AVAILABLE DATA —
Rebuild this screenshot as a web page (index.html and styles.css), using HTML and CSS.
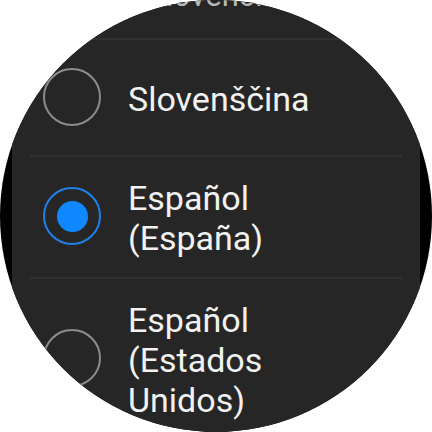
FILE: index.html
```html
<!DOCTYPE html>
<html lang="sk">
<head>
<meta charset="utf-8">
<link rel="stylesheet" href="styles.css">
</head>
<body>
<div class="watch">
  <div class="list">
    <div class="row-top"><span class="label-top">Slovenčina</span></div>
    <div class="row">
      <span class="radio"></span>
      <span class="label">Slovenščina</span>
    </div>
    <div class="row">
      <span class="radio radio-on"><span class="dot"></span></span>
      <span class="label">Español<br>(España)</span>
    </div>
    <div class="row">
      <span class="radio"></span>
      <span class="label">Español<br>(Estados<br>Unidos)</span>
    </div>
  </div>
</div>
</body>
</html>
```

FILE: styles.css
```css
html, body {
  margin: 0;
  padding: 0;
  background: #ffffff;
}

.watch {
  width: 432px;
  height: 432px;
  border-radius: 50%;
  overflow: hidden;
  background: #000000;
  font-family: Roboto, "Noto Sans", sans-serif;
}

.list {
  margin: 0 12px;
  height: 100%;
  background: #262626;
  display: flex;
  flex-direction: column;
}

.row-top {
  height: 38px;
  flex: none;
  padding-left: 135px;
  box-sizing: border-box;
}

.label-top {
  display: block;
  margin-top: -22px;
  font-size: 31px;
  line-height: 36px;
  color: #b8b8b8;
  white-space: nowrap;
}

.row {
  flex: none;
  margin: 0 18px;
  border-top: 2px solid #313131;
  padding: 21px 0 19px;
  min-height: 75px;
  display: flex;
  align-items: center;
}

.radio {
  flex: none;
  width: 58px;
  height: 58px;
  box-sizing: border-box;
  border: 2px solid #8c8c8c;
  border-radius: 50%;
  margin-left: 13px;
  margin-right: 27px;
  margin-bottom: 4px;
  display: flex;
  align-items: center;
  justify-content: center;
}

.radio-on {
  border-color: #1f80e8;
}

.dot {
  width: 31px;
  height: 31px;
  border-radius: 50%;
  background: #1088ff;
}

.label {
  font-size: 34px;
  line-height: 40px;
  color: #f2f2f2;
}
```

YOUR OBJECTIVE —
Write out each line of the data exactly; the images should be left out.

RESPONSE FOR THIS EXERCISE —
Rebuild this screenshot as a web page (index.html and styles.css), using HTML and CSS.
FILE: index.html
```html
<!DOCTYPE html>
<html lang="sk">
<head>
<meta charset="utf-8">
<link rel="stylesheet" href="styles.css">
</head>
<body>
<div class="watch">
  <div class="list">
    <div class="row-top"><span class="label-top">Slovenčina</span></div>
    <div class="row">
      <span class="radio"></span>
      <span class="label">Slovenščina</span>
    </div>
    <div class="row">
      <span class="radio radio-on"><span class="dot"></span></span>
      <span class="label">Español<br>(España)</span>
    </div>
    <div class="row">
      <span class="radio"></span>
      <span class="label">Español<br>(Estados<br>Unidos)</span>
    </div>
  </div>
</div>
</body>
</html>
```

FILE: styles.css
```css
html, body {
  margin: 0;
  padding: 0;
  background: #ffffff;
}

.watch {
  width: 432px;
  height: 432px;
  border-radius: 50%;
  overflow: hidden;
  background: #000000;
  font-family: Roboto, "Noto Sans", sans-serif;
}

.list {
  margin: 0 12px;
  height: 100%;
  background: #262626;
  display: flex;
  flex-direction: column;
}

.row-top {
  height: 38px;
  flex: none;
  padding-left: 135px;
  box-sizing: border-box;
}

.label-top {
  display: block;
  margin-top: -22px;
  font-size: 31px;
  line-height: 36px;
  color: #b8b8b8;
  white-space: nowrap;
}

.row {
  flex: none;
  margin: 0 18px;
  border-top: 2px solid #313131;
  padding: 21px 0 19px;
  min-height: 75px;
  display: flex;
  align-items: center;
}

.radio {
  flex: none;
  width: 58px;
  height: 58px;
  box-sizing: border-box;
  border: 2px solid #8c8c8c;
  border-radius: 50%;
  margin-left: 13px;
  margin-right: 27px;
  margin-bottom: 4px;
  display: flex;
  align-items: center;
  justify-content: center;
}

.radio-on {
  border-color: #1f80e8;
}

.dot {
  width: 31px;
  height: 31px;
  border-radius: 50%;
  background: #1088ff;
}

.label {
  font-size: 34px;
  line-height: 40px;
  color: #f2f2f2;
}
```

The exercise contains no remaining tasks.